剛性比例型減衰は式(14)のように定式化されてますが、上記の計算過程を数式化していることがわかります。\(\alpha\)が決まればよいので、呪文を唱える時は解析モデルの1次などの固有周期である必要ではありません。このように設定するのは、想定している円振動数(例えば、1次の円振動数)での減衰定数を指定するのにわかりやすいためです。また、当然ですがグラフの傾きを指定するので、円振動数が40(rad/s)に対して10%を与えても同じ減衰を与えていることになります。
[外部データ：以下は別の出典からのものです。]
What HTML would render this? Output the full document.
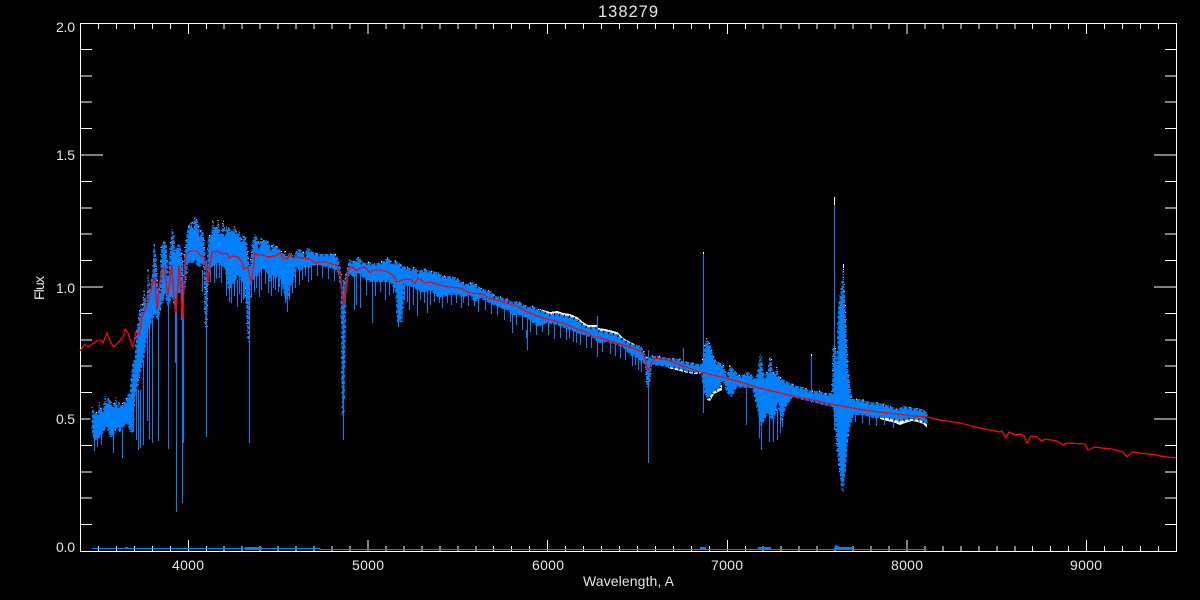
<!DOCTYPE html>
<html>
<head>
<meta charset="utf-8">
<title>138279</title>
<style>
html,body{margin:0;padding:0;background:#000;}
body{width:1200px;height:600px;overflow:hidden;}
svg{display:block;}
text{font-family:"Liberation Sans",sans-serif;fill:#e6e6e6;font-size:14px;}
</style>
</head>
<body>
<svg width="1200" height="600" viewBox="0 0 1200 600" xmlns="http://www.w3.org/2000/svg">
<rect width="1200" height="600" fill="#000"/>

<!-- axes -->
<g stroke="#fff" stroke-width="1" fill="none" shape-rendering="crispEdges">
<rect x="80.5" y="23.5" width="1096" height="528"/>
<path d="M98.5 551v-5M116.4 551v-5M134.4 551v-5M152.4 551v-5M170.3 551v-5M188.3 551v-11M206.3 551v-5M224.2 551v-5M242.2 551v-5M260.2 551v-5M278.1 551v-5M296.1 551v-5M314.1 551v-5M332 551v-5M350 551v-5M368 551v-11M386 551v-5M403.9 551v-5M421.9 551v-5M439.8 551v-5M457.8 551v-5M475.8 551v-5M493.7 551v-5M511.7 551v-5M529.7 551v-5M547.6 551v-11M565.6 551v-5M583.6 551v-5M601.5 551v-5M619.5 551v-5M637.5 551v-5M655.4 551v-5M673.4 551v-5M691.4 551v-5M709.3 551v-5M727.3 551v-11M745.3 551v-5M763.2 551v-5M781.2 551v-5M799.2 551v-5M817.1 551v-5M835.1 551v-5M853.1 551v-5M871 551v-5M889 551v-5M907 551v-11M924.9 551v-5M942.9 551v-5M960.9 551v-5M978.8 551v-5M996.8 551v-5M1014.8 551v-5M1032.7 551v-5M1050.7 551v-5M1068.7 551v-5M1086.6 551v-11M1104.6 551v-5M1122.6 551v-5M1140.5 551v-5M1158.5 551v-5"/>
<path d="M98.5 23v6M116.4 23v6M134.4 23v6M152.4 23v6M170.3 23v6M188.3 23v11M206.3 23v6M224.2 23v6M242.2 23v6M260.2 23v6M278.1 23v6M296.1 23v6M314.1 23v6M332 23v6M350 23v6M368 23v11M386 23v6M403.9 23v6M421.9 23v6M439.8 23v6M457.8 23v6M475.8 23v6M493.7 23v6M511.7 23v6M529.7 23v6M547.6 23v11M565.6 23v6M583.6 23v6M601.5 23v6M619.5 23v6M637.5 23v6M655.4 23v6M673.4 23v6M691.4 23v6M709.3 23v6M727.3 23v11M745.3 23v6M763.2 23v6M781.2 23v6M799.2 23v6M817.1 23v6M835.1 23v6M853.1 23v6M871 23v6M889 23v6M907 23v11M924.9 23v6M942.9 23v6M960.9 23v6M978.8 23v6M996.8 23v6M1014.8 23v6M1032.7 23v6M1050.7 23v6M1068.7 23v6M1086.6 23v11M1104.6 23v6M1122.6 23v6M1140.5 23v6M1158.5 23v6"/>
<path d="M80 524.6h12M80 498.2h12M80 471.8h12M80 445.4h12M80 419h23M80 392.6h12M80 366.2h12M80 339.8h12M80 313.4h12M80 287h23M80 260.6h12M80 234.2h12M80 207.8h12M80 181.4h12M80 155h23M80 128.6h12M80 102.2h12M80 75.8h12M80 49.4h12"/>
<path d="M1176 524.6h-11M1176 498.2h-11M1176 471.8h-11M1176 445.4h-11M1176 419h-22M1176 392.6h-11M1176 366.2h-11M1176 339.8h-11M1176 313.4h-11M1176 287h-22M1176 260.6h-11M1176 234.2h-11M1176 207.8h-11M1176 181.4h-11M1176 155h-22M1176 128.6h-11M1176 102.2h-11M1176 75.8h-11M1176 49.4h-11"/>
</g>

<!-- labels -->
<text x="598" y="17" style="font-size:16.5px" textLength="60" lengthAdjust="spacing">138279</text>
<text x="56" y="32" textLength="19" lengthAdjust="spacing">2.0</text>
<text x="56" y="160" textLength="19" lengthAdjust="spacing">1.5</text>
<text x="56" y="293" textLength="19" lengthAdjust="spacing">1.0</text>
<text x="56" y="424" textLength="19" lengthAdjust="spacing">0.5</text>
<text x="56" y="552" textLength="19" lengthAdjust="spacing">0.0</text>
<text x="172" y="570" textLength="32" lengthAdjust="spacing">4000</text>
<text x="352" y="570" textLength="32" lengthAdjust="spacing">5000</text>
<text x="532" y="570" textLength="32" lengthAdjust="spacing">6000</text>
<text x="711" y="570" textLength="32" lengthAdjust="spacing">7000</text>
<text x="891" y="570" textLength="32" lengthAdjust="spacing">8000</text>
<text x="1070" y="570" textLength="32" lengthAdjust="spacing">9000</text>
<text x="583" y="586" textLength="91" lengthAdjust="spacing">Wavelength, A</text>
<text transform="translate(44 300) rotate(-90)" x="0" y="0" textLength="24" lengthAdjust="spacing">Flux</text>

<!-- white under-trace -->
<g shape-rendering="crispEdges">
<polygon fill="#fff" points="540,309 550,312 557,311 563,313 570,314 577,317 583,322 588,325 597,325 598,328 605,329 617,332 623,338 630,342 637,345 642,349 642,356 630,350 617,340 605,335 590,332 570,322 550,318 540,314"/>
<polygon fill="#fff" points="668,365 680,365 690,367 702,368 702,373 695,374 688,373 680,371 668,368"/>
<polygon fill="#fff" points="706,395 714,390 722,385 722,390 714,394 710,401 707,400"/>
<polygon fill="#fff" points="880,412 927,415 927,428 923,424 918,422 912,421 905,423 900,425 893,422 887,421 880,419"/>
<path stroke="#fff" fill="none" d="M834.5 197V210M811.5 354V360M843.5 264V272M703.5 252V256"/>
<use href="#b" transform="translate(0,-1)" style="stroke:#fff;stroke-width:1;stroke-dasharray:1 6"/>
</g>

<!-- blue observed spectrum -->
<g shape-rendering="crispEdges">
<polygon id="b" fill="#0080ff" points="92,408 94,412 96,413 98,415 99,403 101,410 103,410 104,407 105,394 107,405 108,400 110,399 112,407 113,407 115,402 116,398 118,408 119,404 122,407 123,403 125,403 127,398 128,395 130,393 131,382 133,362 135,360 137,323 138,327 139,315 141,305 142,312 144,292 147,303 148,268 150,290 152,277 153,268 154,243 156,257 158,287 160,293 161,248 163,243 166,243 167,252 168,277 170,252 172,230 174,235 175,253 177,248 178,245 180,247 182,255 183,290 184,257 186,242 187,233 189,225 192,223 193,225 195,217 198,223 200,233 202,230 204,238 205,253 207,277 208,238 211,235 213,223 215,228 217,228 218,220 220,235 222,233 223,220 225,232 227,228 229,228 232,233 235,227 237,235 239,232 242,242 243,237 245,235 247,245 249,263 250,267 252,247 253,240 255,235 257,238 259,245 262,238 263,242 266,240 268,243 271,248 273,245 276,247 278,248 281,252 283,255 285,252 287,258 290,252 292,255 294,258 296,252 300,250 302,252 305,255 307,249 310,250 312,253 315,253 318,255 323,255 327,255 332,255 333,253 337,257 339,262 341,273 343,293 345,277 347,272 349,260 352,262 355,262 357,259 360,258 362,263 365,264 370,263 373,265 378,264 383,262 389,258 392,265 395,262 398,263 402,267 407,268 412,270 415,268 418,272 425,270 430,272 437,273 443,277 448,277 455,278 462,283 467,285 473,283 478,287 483,290 490,292 495,297 500,298 507,300 512,303 518,302 523,305 528,308 533,307 538,310 543,312 550,315 557,314 563,316 570,317 577,320 583,325 588,328 597,328 598,331 605,332 617,335 623,340 630,344 637,346 642,348 645,355 648,360 652,357 658,357 668,359 680,360 683,363 688,363 693,364 698,365 702,365 705,345 707,339 709,343 711,348 713,356 715,360 717,363 723,365 727,377 730,367 735,372 740,377 748,373 755,380 758,372 760,355 761,357 763,372 765,376 768,372 770,357 771,358 773,374 776,372 777,367 778,376 782,380 788,383 797,387 803,388 811,392 820,392 827,395 832,393 833,347 836,350 837,365 838,310 840,297 842,285 843,267 845,300 846,323 848,367 850,387 852,400 860,400 870,403 880,404 890,407 897,410 904,407 913,409 922,410 927,413 927,424 920,420 910,419 900,421 887,418 873,418 863,415 854,415 851,423 848,438 846,467 843,492 842,492 839,468 837,450 835,422 833,407 823,405 813,402 803,400 793,397 786,407 782,422 778,407 773,423 768,413 763,423 760,425 757,407 752,388 747,388 737,387 732,397 727,393 723,380 720,388 713,392 708,400 704,393 701,372 695,373 688,372 680,369 668,367 660,366 652,365 649,388 647,388 645,365 642,362 637,358 630,355 623,348 617,345 607,342 598,343 593,338 583,335 577,333 570,330 557,325 547,323 538,327 533,323 527,318 520,315 512,315 507,310 500,308 493,305 487,302 480,298 475,303 470,295 463,297 457,295 450,295 443,297 437,297 430,290 423,293 417,290 412,287 405,285 402,322 397,322 396,293 393,287 390,282 383,282 377,282 370,282 363,278 358,273 354,278 351,275 348,277 346,292 344,416 342,416 341,290 338,273 335,270 330,268 325,267 320,265 315,265 310,268 307,267 303,267 300,273 297,267 293,283 290,287 287,303 283,290 280,278 277,278 273,277 270,283 267,273 263,268 260,273 257,277 253,280 250,287 249,342 248,342 245,283 242,283 238,275 235,283 232,285 229,292 227,283 225,268 222,267 218,263 215,265 212,267 208,277 207,328 205,328 204,270 203,263 200,267 198,267 195,262 192,263 188,263 185,290 182,293 178,293 175,310 172,297 168,307 165,297 162,303 158,323 155,313 152,322 148,330 145,353 140,375 135,400 133,433 130,432 127,423 123,427 120,433 117,428 113,437 110,437 107,427 103,433 100,437 97,440 94,440 92,433"/>
<!-- jagged edge texture -->
<use href="#b" style="stroke:#000;stroke-width:3;stroke-dasharray:1 4"/>
<path fill="none" stroke="#0080ff" stroke-width="1" d="M94.5 430V451M97.5 430V447M101.5 430V445M113.5 430V453M122.5 430V458M133.5 390V432M136.5 390V440M138.5 390V450M140.5 390V448M143.5 360V445M147.5 320V421M149.5 320V439M152.5 320V443M158.5 310V441M168.5 290V449M176.5 250V512M182.5 260V503M183.5 290V443M202.5 270V292M206.5 260V437M214.5 260V283M219.5 260V278M229.5 280V302M237.5 280V307M241.5 280V303M243.5 280V300M246.5 280V302M249.5 270V443M256.5 270V288M259.5 270V297M268.5 270V293M273.5 270V288M279.5 270V287M285.5 280V303M287.5 280V312M292.5 280V293M302.5 260V280M308.5 260V282M343.5 280V440M354.5 270V310M356.5 270V305M360.5 270V308M366.5 270V295M372.5 270V323M393.5 280V293M398.5 300V327M409.5 280V310M417.5 285V316M424.5 285V303M427.5 285V313M439.5 290V303M447.5 290V303M463.5 290V303M474.5 290V306M512.5 310V333M527.5 315V350M554.5 325V339M569.5 325V338M576.5 325V343M597.5 316V357M628.5 345V353M635.5 350V365M648.5 350V463M683.5 348V366M703.5 254V413M746.5 385V425M759.5 400V438M761.5 420V450M769.5 410V442M773.5 420V442M777.5 410V440M780.5 410V433M782.5 420V427M811.5 356V403M834.5 205V430"/>
<path fill="none" stroke="#0080ff" stroke-width="1" d="M210.5 260V282M216.5 260V279M221.5 260V283M226.5 270V296M231.5 280V303M234.5 280V296M239.5 270V294M244.5 280V298M251.5 280V298M254.5 270V292M261.5 265V290M265.5 265V284M271.5 270V296M275.5 270V290M278.5 270V292M281.5 270V296M289.5 280V300M295.5 270V288M299.5 265V285M305.5 260V276M311.5 260V280M317.5 260V276M322.5 260V278M328.5 260V279M334.5 265V281M375.5 275V296M380.5 275V292M385.5 275V300M389.5 275V295M404.5 280V300M407.5 285V302M413.5 285V305M420.5 285V300M430.5 285V305M434.5 290V302M442.5 290V308M451.5 290V305M456.5 290V303M461.5 290V308M468.5 290V306M478.5 295V312M485.5 295V310M491.5 300V314M497.5 300V315M504.5 305V320M510.5 310V322M516.5 310V325M522.5 312V330M530.5 318V332M536.5 322V335M542.5 320V332M548.5 322V335M560.5 325V338M566.5 328V340M573.5 330V342M580.5 332V345M586.5 335V348M591.5 335V348M602.5 340V352M610.5 342V354M615.5 344V356M620.5 346V358M625.5 350V360M632.5 354V366M638.5 358V370M641.5 360V372M855.5 405V422M862.5 405V423M869.5 405V425M876.5 408V426M884.5 408V425M893.5 410V428"/>
<path fill="none" stroke="#0080ff" stroke-width="2" d="M176 300V363M182 290V320M527 330V338"/>
<path fill="none" stroke="#000" stroke-width="1" d="M135.5 395V432M139.5 380V405M142.5 380V410M146.5 360V400M150.5 335V400M153.5 330V385M160.5 320V360M173.5 318V360"/>
<path fill="none" stroke="#0080ff" stroke-width="1" d="M92 548.5H320V549.5H324V549M324 549.5H927"/>
<polygon fill="#0080ff" points="834,549 835,545 838,546 840,547 853,547 853,550 834,550"/>
<polygon fill="#0080ff" points="758,547 771,547 771,550 758,550"/>
<polygon fill="#0080ff" points="700,547 706,547 706,550 700,550"/>
<polygon fill="#0080ff" points="125,547 128,547 128,549 125,549"/>
<polygon fill="#0080ff" points="245,547 262,547 262,550 245,550"/>
</g>

<!-- red model spectrum -->
<polyline fill="none" stroke="#ff0000" stroke-width="1.3" shape-rendering="crispEdges" points="80,351 85,344 88,347 93,344 98,340 101,340 103,343 107,333 111,343 114,347 118,343 122,338 123,338 125,329 128,333 132,345 133,347 136,332 139,335 141,327 142,317 145,310 148,300 151,290 153,282 155,277 157,310 159,290 161,270 164,267 166,280 168,295 170,280 172,265 173,287 176,313 178,283 179,265 182,310 183,320 184,277 186,255 190,251 197,251 200,255 204,257 206,268 208,283 210,267 212,252 217,251 220,253 223,254 227,253 229,258 233,256 238,257 242,262 244,269 248,267 250,278 252,282 253,270 255,253 258,255 263,255 268,257 275,256 280,253 283,258 287,259 290,254 293,258 297,257 303,258 310,259 315,263 320,262 327,262 332,264 337,265 340,273 342,290 344,305 347,285 348,270 352,267 357,271 360,268 365,267 370,273 373,270 380,270 388,272 393,275 397,282 402,280 410,279 415,283 418,278 425,283 430,282 440,285 448,287 460,288 470,293 483,294 488,298 500,301 517,306 527,312 543,318 563,323 577,329 588,333 593,337 598,337 613,342 630,347 642,352 645,358 647,368 649,370 652,362 655,358 668,360 680,365 697,371 713,375 730,379 747,384 763,389 780,393 797,397 813,400 830,404 847,407 863,410 880,412 897,414 913,416 927,417 940,420 960,423 980,428 995,431 1000,432 1002,431 1006,438 1009,432 1015,435 1021,434 1024,436 1027,443 1031,436 1037,437 1042,441 1045,439 1057,441 1063,445 1067,443 1085,444 1088,450 1095,447 1102,448 1112,449 1123,452 1127,457 1132,452 1140,453 1157,455 1160,456 1167,457 1176,458"/>
</svg>
</body>
</html>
$$2 \cdot \frac{h}{ω}・[K] \tag{14} $$

閑話~剛性比例減衰であることの恩恵~

プログラムを作る側からすると、剛性比例減衰はとてもありがたいものです。
\([C_i]\)は基本的にフルマトリクスとなるため、モード別減衰はフルマトリクスとなります。
一方で、剛性マトリクスはその成分のほとんどが0であり、対角成分付近に非ゼロの値を持つため、その特性に合わせたメモリの確保や行列演算を実装しているプログラムがほとんどです。
剛性マトリクスをスカラー倍しただけという事は、剛性比例減衰マトリクスは行列の形としても同じ性質を持っているため、高速に連立方程式を解くことが可能です。行列が大規模になればなるほど、この恩恵はすさまじいものになります。
そんなに変わるものなのか?と感じるかもしれませんが、連立方程式を解くスピードは係数行列が持っている性質にかなり依存します。「この形状の係数行列に対するアルゴリズム」ということで関数が用意されるくらいなので、その性質から外れた行列を解こうとすると信じられないくらい遅くなったという経験は数値解析プログラムを開発してる人の中ではあるあるかもしれません。
RESPチームではこれに対策するため「不完全減衰マトリクス」という考え方を提案しています。過去の建築学会で投稿されているので、興味のある方はぜひ確認してみてください。RESP-D、RESP-F3Tで研究的な機能として使用することもできます。
ちなみに、剛性比例減衰で式(7)の計算をしてみると、フルマトリクス\([C_i]\)を足し算した結果で最終的な\([C]\)はきれいに剛性マトリクスの係数倍になるため、思わず拍手してしまいます。※1つのモードだけでも、少しずらすとフルマトリクスになってしまいます。

まとめ

今回は、減衰マトリクスについて長尺で記載してみました。総じて次のようなことを述べてました。
  1. 比例減衰マトリクスは各モードに対する減衰マトリクス\([C_i]\)に分解できて、i次モードの応答に対応する減衰力を計算する行列になる。
  2. 「質量比例減衰」「剛性比例減衰」「レーリー減衰」は減衰定数と円振動数の関係性を仮定して、その関係性になるように「モード別減衰マトリクス」を作成したものであり、すべての次数に減衰定数が自動的にセットされる。
  3. 〇次に対して△%の減衰を与える操作は減衰定数と円振動数の関係性を設定している。
なんとなく「〇造なら1次に対して、△%与えよう」と慣例的に思うだけでなく、たまには、自分が設定した減衰によってどんな減衰マトリクスができているかに思いをはせてみてはいかがでしょうか。
これで減衰マトリクスと友達になれましたかね。